Let my try to summarize and understand:
- You have one controller;
- Different AP groups in the same physical space (so clients can roam between AP's in different groups;
- You assigned to the same SSID in the different AP groups a different client VLAN;
- Mobility is disabled;
If that is the case, the behaviour you experience is perfectly matching your design. When clients roam from one AP to another AP on the same SSID, most clients assume they stay in the same network, so they will not even try to get a new IP address through DHCP. Exception sets the rule, as some clients do. But if a client does not get a new IP address, it will try and try and only after some time find out that there is no more IP connectivity and try to get a new IP.
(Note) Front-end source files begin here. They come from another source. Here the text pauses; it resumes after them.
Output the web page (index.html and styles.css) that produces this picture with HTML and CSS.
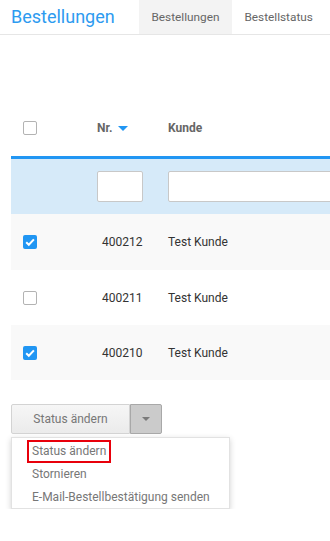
FILE: index.html
```html
<!DOCTYPE html>
<html lang="de">
<head>
<meta charset="utf-8">
<link rel="stylesheet" href="styles.css">
</head>
<body>
<header class="topbar">
  <h1 class="title">Bestellungen</h1>
  <nav class="tabs">
    <span class="tab active">Bestellungen</span>
    <span class="tab">Bestellstatus</span>
  </nav>
</header>
<main class="content">
  <div class="table">
    <div class="row head">
      <div class="cell c1"><span class="cb"></span></div>
      <div class="cell c2">Nr. <span class="sort"></span></div>
      <div class="cell c3">Kunde</div>
    </div>
    <div class="row filter">
      <div class="cell c1"></div>
      <div class="cell c2"><span class="inp small"></span></div>
      <div class="cell c3"><span class="inp wide"></span></div>
    </div>
    <div class="row alt first">
      <div class="cell c1"><span class="cb on"><svg viewBox="0 0 14 14" width="14" height="14"><path d="M3.2 7.3 L5.8 9.8 L10.9 4.4" fill="none" stroke="#fff" stroke-width="2"/></svg></span></div>
      <div class="cell c2 num">400212</div>
      <div class="cell c3">Test Kunde</div>
    </div>
    <div class="row">
      <div class="cell c1"><span class="cb"></span></div>
      <div class="cell c2 num">400211</div>
      <div class="cell c3">Test Kunde</div>
    </div>
    <div class="row alt">
      <div class="cell c1"><span class="cb on"><svg viewBox="0 0 14 14" width="14" height="14"><path d="M3.2 7.3 L5.8 9.8 L10.9 4.4" fill="none" stroke="#fff" stroke-width="2"/></svg></span></div>
      <div class="cell c2 num">400210</div>
      <div class="cell c3">Test Kunde</div>
    </div>
  </div>
  <div class="actions">
    <div class="btngroup">
      <span class="btn main">Status ändern</span>
      <span class="btn caret"><span class="tri"></span></span>
    </div>
    <ul class="menu">
      <li class="item"><span class="focus">Status ändern</span></li>
      <li class="item">Stornieren</li>
      <li class="item">E-Mail-Bestellbestätigung senden</li>
    </ul>
  </div>
</main>
</body>
</html>
```
FILE: styles.css
```css
html, body {
  margin: 0;
  padding: 0;
  overflow: hidden;
  background: #fff;
  font-family: Roboto, "Liberation Sans", sans-serif;
}
.topbar {
  display: flex;
  align-items: stretch;
  height: 34px;
  border-bottom: 1px solid #e6e6e6;
  padding-left: 11px;
}
.title {
  margin: 0;
  font-size: 18px;
  font-weight: 400;
  color: #2d9bf0;
  line-height: 34px;
  width: 128px;
}
.tabs {
  display: flex;
}
.tab {
  padding: 0 12.5px;
  font-size: 11.8px;
  color: #666;
  line-height: 34px;
}
.tab.active {
  background: #f3f3f3;
}
.content {
  padding: 0 11px;
}
.table {
  width: 600px;
  margin-top: 65px;
}
.row {
  display: grid;
  grid-template-columns: 86px 71px 1fr;
  height: 55px;
  align-items: center;
  font-size: 12px;
  color: #333;
}
.row.first {
  height: 56px;
}
.row.head {
  height: 56px;
  font-weight: 700;
  color: #666;
  border-bottom: 3px solid #2196f3;
}
.row.filter {
  background: #d6eaf9;
}
.row.alt {
  background: #f9f9f9;
}
.c1 {
  padding-left: 12px;
  display: flex;
  align-items: center;
}
.num {
  padding-left: 5px;
}
.cb {
  display: block;
  width: 12px;
  height: 12px;
  border: 1px solid #b3b3b3;
  border-radius: 2px;
  background: #fff;
}
.cb.on {
  width: 14px;
  height: 14px;
  border: 0;
  background: #2196f3;
}
.cb svg {
  display: block;
}
.sort {
  display: inline-block;
  width: 0;
  height: 0;
  border-left: 5px solid transparent;
  border-right: 5px solid transparent;
  border-top: 5px solid #2196f3;
  margin-left: 3px;
  vertical-align: middle;
}
.inp {
  display: block;
  height: 29px;
  border: 1px solid #c8c8c8;
  border-radius: 2px;
  background: #fff;
}
.inp.small {
  width: 44px;
}
.inp.wide {
  width: 400px;
}
.actions {
  margin-top: 24px;
}
.btngroup {
  display: flex;
  height: 30px;
}
.btn {
  box-sizing: border-box;
  display: flex;
  align-items: center;
  justify-content: center;
  font-size: 12px;
  color: #777;
}
.btn.main {
  width: 119px;
  border: 1px solid #d3d3d3;
  border-radius: 2px 0 0 2px;
  background: linear-gradient(#f6f6f6, #ebebeb);
}
.btn.caret {
  width: 32px;
  border: 1px solid #a8a8a8;
  border-radius: 0 2px 2px 0;
  background: #cbcbcb;
}
.tri {
  width: 0;
  height: 0;
  border-left: 4px solid transparent;
  border-right: 4px solid transparent;
  border-top: 4px solid #7a7a7a;
}
.menu {
  list-style: none;
  margin: 3px 0 0;
  padding: 2px 0 0;
  width: 219px;
  box-sizing: border-box;
  background: #fff;
  border: 1px solid #e2e2e2;
  box-shadow: 0 2px 6px rgba(0,0,0,0.18);
}
.item {
  display: flex;
  align-items: center;
  height: 22.7px;
  font-size: 12px;
  color: #777;
  padding-left: 20px;
}
.focus {
  display: block;
  box-sizing: border-box;
  height: 23px;
  line-height: 19px;
  border: 2px solid #e8000b;
  padding: 0 3px;
  margin-left: -5px;
}
```
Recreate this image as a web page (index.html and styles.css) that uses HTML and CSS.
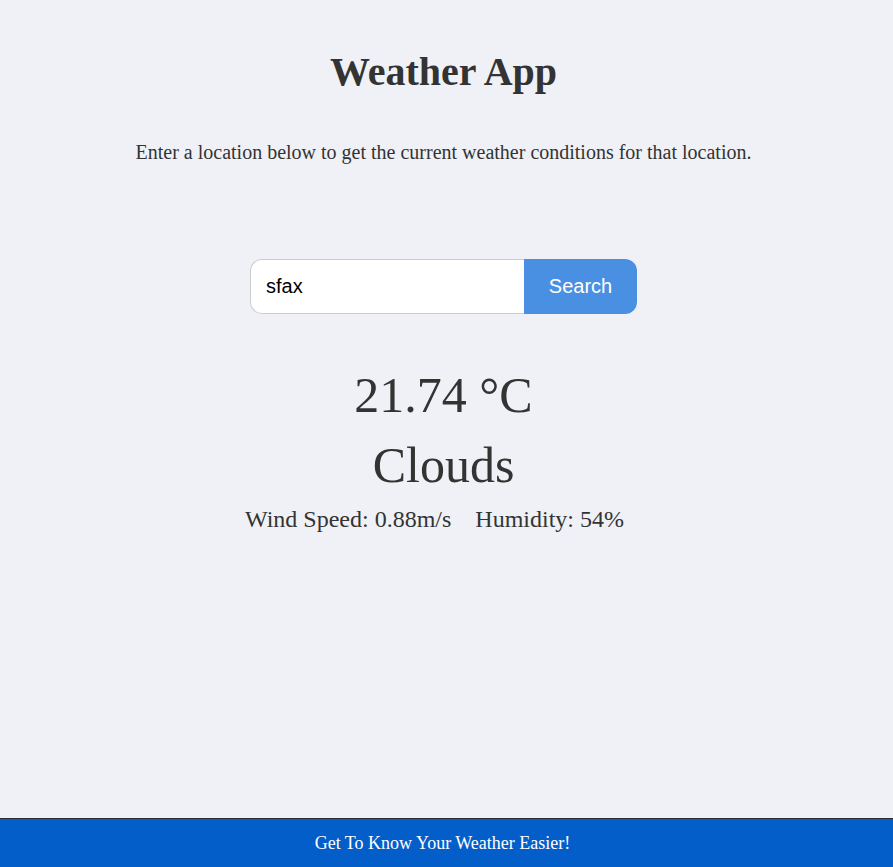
FILE: index.html
```html
<!DOCTYPE html>
<html>
<head>
<meta charset="utf-8">
<link rel="stylesheet" href="styles.css">
</head>
<body>
<main class="app">
  <h1 class="title">Weather App</h1>
  <p class="intro">Enter a location below to get the current weather conditions for that location.</p>
  <form class="search">
    <input class="search-input" type="text" value="sfax">
    <button class="search-btn" type="button">Search</button>
  </form>
  <section class="result">
    <div class="temp">21.74 °C</div>
    <div class="cond">Clouds</div>
    <div class="details"><span>Wind Speed: 0.88m/s</span><span class="hum">Humidity: 54%</span></div>
  </section>
</main>
<footer class="footer">Get To Know Your Weather Easier!</footer>
</body>
</html>
```
FILE: styles.css
```css
html, body {
  margin: 0;
  padding: 0;
  height: 100%;
}
body {
  background: #f0f1f6;
  color: #333333;
  font-family: "Liberation Serif", "Times New Roman", serif;
  display: flex;
  flex-direction: column;
}
.app {
  flex: 1;
  display: flex;
  flex-direction: column;
  align-items: center;
  padding-right: 6px;
}
.title {
  font-size: 40px;
  font-weight: bold;
  margin: 49px 0 0;
  line-height: 46px;
}
.intro {
  font-size: 20px;
  margin: 45px 0 0;
  line-height: 24px;
}
.search {
  display: flex;
  margin-top: 95px;
}
.search-input {
  width: 274px;
  height: 55px;
  box-sizing: border-box;
  border: 1px solid #cccccc;
  border-right: none;
  border-radius: 12px 0 0 12px;
  padding: 0 15px;
  font-family: "Liberation Sans", Arial, sans-serif;
  font-size: 20px;
  color: #000;
  background: #fff;
  outline: none;
}
.search-btn {
  width: 113px;
  height: 55px;
  border: none;
  border-radius: 0 12px 12px 0;
  background: #4a90e2;
  color: #fff;
  font-family: "Liberation Sans", Arial, sans-serif;
  font-size: 20px;
  padding: 0;
}
.result {
  display: flex;
  flex-direction: column;
  align-items: center;
  margin-top: 51px;
}
.temp {
  font-size: 50px;
  line-height: 60px;
}
.cond {
  font-size: 50px;
  line-height: 80px;
}
.details {
  font-size: 24px;
  line-height: 28px;
  display: flex;
  gap: 24px;
}
.hum {
  margin-right: 18px;
}
.footer {
  background: #035eca;
  border-top: 1px solid #2a2f3a;
  color: #fff;
  text-align: center;
  font-size: 18px;
  height: 48px;
  line-height: 48px;
  padding-right: 8px;
}
```
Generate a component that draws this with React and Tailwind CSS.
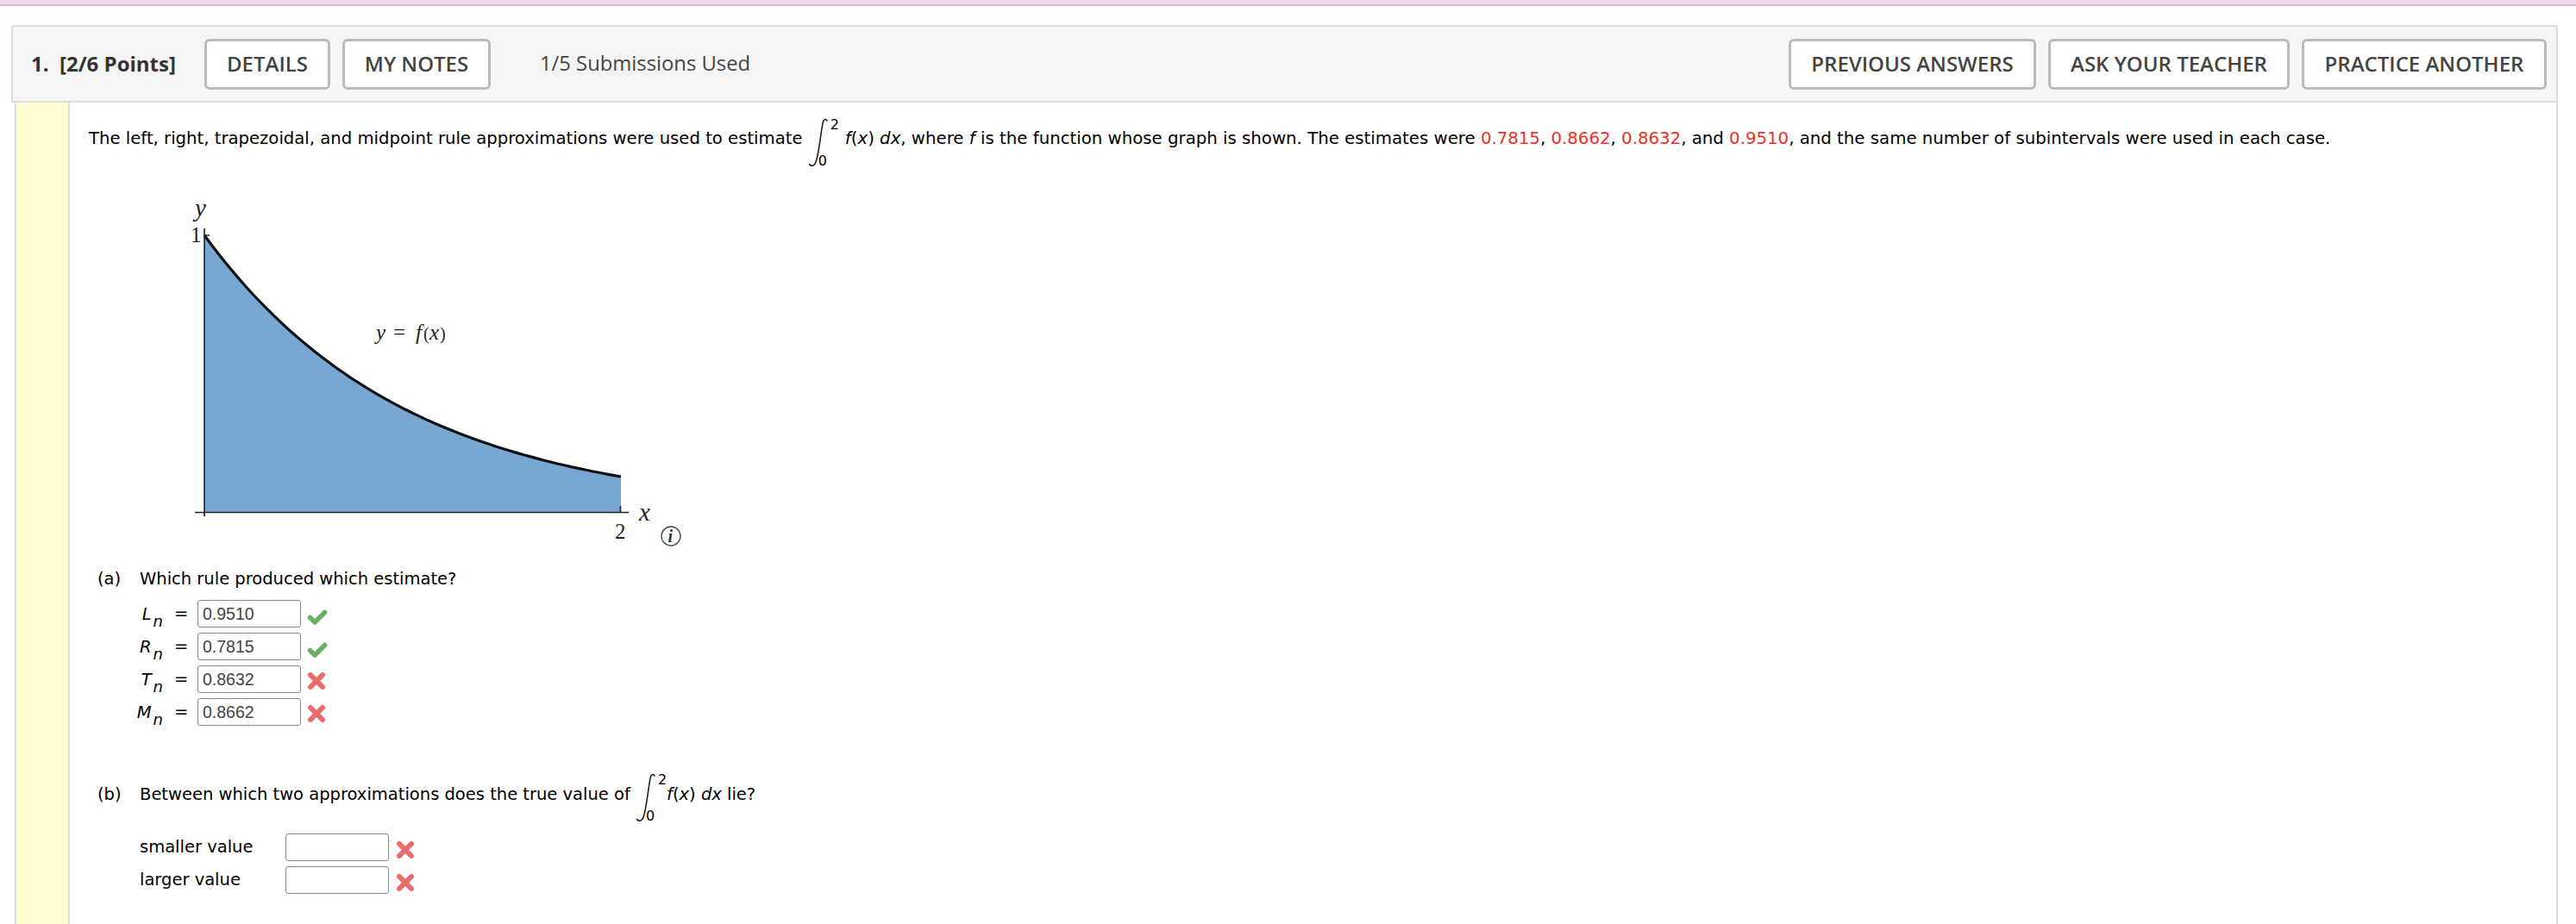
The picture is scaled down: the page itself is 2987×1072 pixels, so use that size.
import React from 'react';

const Integral = ({ width = 'w-[43px]' }) => (
    <span className={`relative top-[4px] inline-block h-[58px] align-middle ${width}`}>
        <svg className="absolute left-0 top-0" width="24" height="58" viewBox="0 0 24 58" fill="none">
            <path d="M22 3C20.500 .8 18.500 1 17.500 4C16 9 15 20 13 32C11.500 42 10 50 8 53C6 56 3 56 1.500 53.500" stroke="#222" strokeWidth="1.6" strokeLinecap="round" />
        </svg>
        <span className="absolute left-[26px] top-[-1px] text-[16px] leading-[18px]">2</span>
        <span className="absolute left-[12px] bottom-[-1px] text-[16px] leading-[18px]">0</span>
    </span>
);

const Check = () => (
    <svg width="24" height="20" viewBox="0 0 24 20" className="block">
        <path d="M3.500 10.500L9 16L20.500 4.500" fill="none" stroke="#6aae63" strokeWidth="5.500" strokeLinecap="round" strokeLinejoin="round" />
    </svg>
);

const Cross = () => (
    <svg width="22" height="22" viewBox="0 0 22 22" className="block">
        <path d="M4 4L18 18M18 4L4 18" fill="none" stroke="#e96b6b" strokeWidth="6" strokeLinecap="round" />
    </svg>
);

const HeaderButton = ({ children, className = '' }) => (
    <button className={`h-[59px] bg-white border-[3px] border-[#bbbbbb] rounded-[6px] font-semibold text-[#444444] text-[24px] whitespace-nowrap ${className}`}>
        {children}
    </button>
);

const AnswerBox = ({ value }) => (
    <div className="w-[120px] h-[32px] px-[5px] bg-white border border-[#888888] rounded-[3px] font-['Liberation_Sans',sans-serif] text-[19.5px] leading-[30px] text-[#444444]">
        {value}
    </div>
);

const rules = [
    { letter: 'L', value: '0.9510', ok: true },
    { letter: 'R', value: '0.7815', ok: true },
    { letter: 'T', value: '0.8632', ok: false },
    { letter: 'M', value: '0.8662', ok: false },
];

// the curve in the picture is a plain exponential decay
const curve = Array.from({ length: 61 }, (_, i) => {
    const x = (i / 60) * 483;
    return `${(57 + x).toFixed(1)} ${(374 - 321 * Math.exp(-0.00426 * x)).toFixed(1)}`;
});

const Graph = () => (
    <svg width="640" height="440" viewBox="0 0 640 440" className="block">
        <path d={`M${curve.join('L')}L540 374L57 374Z`} fill="#77a7d2" />
        <path d={`M${curve.join('L')}`} fill="none" stroke="#111" strokeWidth="3.2" />
        <path d="M57 45V379M46 374.500H549M539.500 374V367M57 53H63" fill="none" stroke="#222" strokeWidth="1.6" />
        <g fontFamily="'Liberation Serif', serif" fill="#222">
            <text x="46" y="31" fontSize="29" fontStyle="italic">y</text>
            <text x="41" y="61" fontSize="25">1</text>
            <text x="256" y="174" fontSize="25" fontStyle="italic">y</text>
            <text x="276" y="174" fontSize="25">=</text>
            <text x="302" y="174" fontSize="25" fontStyle="italic">f</text>
            <text x="311" y="174" fontSize="20">(</text>
            <text x="318" y="174" fontSize="25" fontStyle="italic">x</text>
            <text x="330" y="174" fontSize="20">)</text>
            <text x="561" y="384" fontSize="29" fontStyle="italic">x</text>
            <text x="533" y="405" fontSize="25">2</text>
        </g>
        <circle cx="598" cy="402" r="11" fill="#fff" stroke="#444" strokeWidth="1.3" />
        <text x="594.500" y="409" fontFamily="'Liberation Serif', serif" fontSize="20" fontWeight="bold" fontStyle="italic" fill="#333">i</text>
    </svg>
);

export default function App() {
    return (
        <div className="h-[1072px] overflow-hidden bg-white font-['DejaVu_Sans',sans-serif] text-black">
            <div className="h-[7px] bg-[#eedaee] border-b-2 border-[#d2b9d2]" />
            <div className="pt-[22px] pl-[13px] pr-[21px]">
                {/* header bar */}
                <div className="h-[90px] flex items-center justify-between pl-[21px] pr-[11px] bg-[#f5f5f5] border-2 border-[#dddddd] rounded-t-[3px] font-['Open_Sans',sans-serif]">
                    <div className="flex items-center">
                        <span className="font-bold text-[24px] text-[#333333] w-[201px]">1.&nbsp; [2/6 Points]</span>
                        <HeaderButton className="w-[146px]">DETAILS</HeaderButton>
                        <HeaderButton className="ml-[14px] w-[172px]">MY NOTES</HeaderButton>
                        <span className="ml-[57px] text-[23.8px] text-[#444444]">1/5 Submissions Used</span>
                    </div>
                    <div className="flex items-center gap-[14px]">
                        <HeaderButton className="w-[287px]">PREVIOUS ANSWERS</HeaderButton>
                        <HeaderButton className="w-[280px]">ASK YOUR TEACHER</HeaderButton>
                        <HeaderButton className="w-[284px]">PRACTICE ANOTHER</HeaderButton>
                    </div>
                </div>

                {/* question body */}
                <div className="flex ml-[4px] h-[960px] border-r-2 border-[#dddddd]">
                    <div className="w-[64px] shrink-0 bg-[#ffffd0] border-x-2 border-[#dddddd]" />
                    <div className="pl-[22px] pt-[13px] flex-1 text-[19.5px]">
                        <p className="h-[58px] leading-[58px] whitespace-nowrap text-[19.74px]">
                            <span className="text-[19.65px]">The left, right, trapezoidal, and midpoint rule approximations were used to estimate </span><Integral /><i>f</i>(<i>x</i>) <i>dx</i>, where <i>f</i> is the function whose graph is shown. The estimates were <span className="text-[#ee3124]">0.7815</span>, <span className="text-[#ee3124]">0.8662</span>, <span className="text-[#ee3124]">0.8632</span>, and <span className="text-[#ee3124]">0.9510</span>, and the same number of subintervals were used in each case.
                        </p>
                        <div className="mt-[30px] ml-[77px]"><Graph /></div>

                        {/* part a */}
                        <div className="flex pl-[10px] leading-[24px]">
                            <span className="w-[49px]">(a)</span>
                            <span>Which rule produced which estimate?</span>
                        </div>
                        <div className="mt-[12px] flex flex-col gap-[6px]">
                            {rules.map(r => (
                                <div key={r.letter} className="flex items-center">
                                    <span className="relative top-[1px] w-[86px] text-right leading-[24px]">
                                        <i>{r.letter}</i>
                                        <i className="relative top-[8px] ml-[2px] text-[18px]">n</i>
                                    </span>
                                    <span className="ml-[13px] w-[27px]">=</span>
                                    <AnswerBox value={r.value} />
                                    {r.ok
                                        ? <span className="ml-[7px] mt-[8px]"><Check /></span>
                                        : <span className="ml-[7px] mt-[4px]"><Cross /></span>}
                                </div>
                            ))}
                        </div>

                        {/* part b */}
                        <div className="flex items-center pl-[10px] mt-[51px] h-[58px] whitespace-pre">
                            <span className="w-[49px]">(b)</span>
                            <span>Between which two approximations does the true value of <Integral width="w-[36px]" /><i>f</i>(<i>x</i>) <i>dx</i> lie?</span>
                        </div>
                        <div className="mt-[16px] pl-[59px] flex flex-col gap-[6px]">
                            {['smaller value', 'larger value'].map(label => (
                                <div key={label} className="flex items-center">
                                    <span className="w-[169px]">{label}</span>
                                    <AnswerBox value="" />
                                    <span className="ml-[8px] mt-[6px]"><Cross /></span>
                                </div>
                            ))}
                        </div>
                    </div>
                </div>
            </div>
        </div>
    );
}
Having said that; with controllers (tunneling traffic, central breakout) there is no need to set different VLANs on different AP groups. The best practice is to keep the same VLAN across the whole infrastructure or at least the parts of the infrastructure that are close enough to provide roaming.
Some admins use multiple VLANs because they learned that as a best-practice in wired networking to keep the broadcast domains at a controlled size. For (modern enterprise) wireless that is no longer an issue. Please check the Single VLAN Architecture document (http://community.arubanetworks.com/t5/Validated-Reference-Design/Single-VLAN-Architecture-for-WLAN/ta-p/257196) for a more in-depth view on this topic.
If you use Aruba Instant, and need to deploy multiple clusters (to keep the broadcast domain for the AP's on the wired itself controlled small, what a paradox ;-) you should configure L3 roaming to support clients moving across VLANs while roaming.
Did I read your question correct??
What is the underlying reason to disable mobility?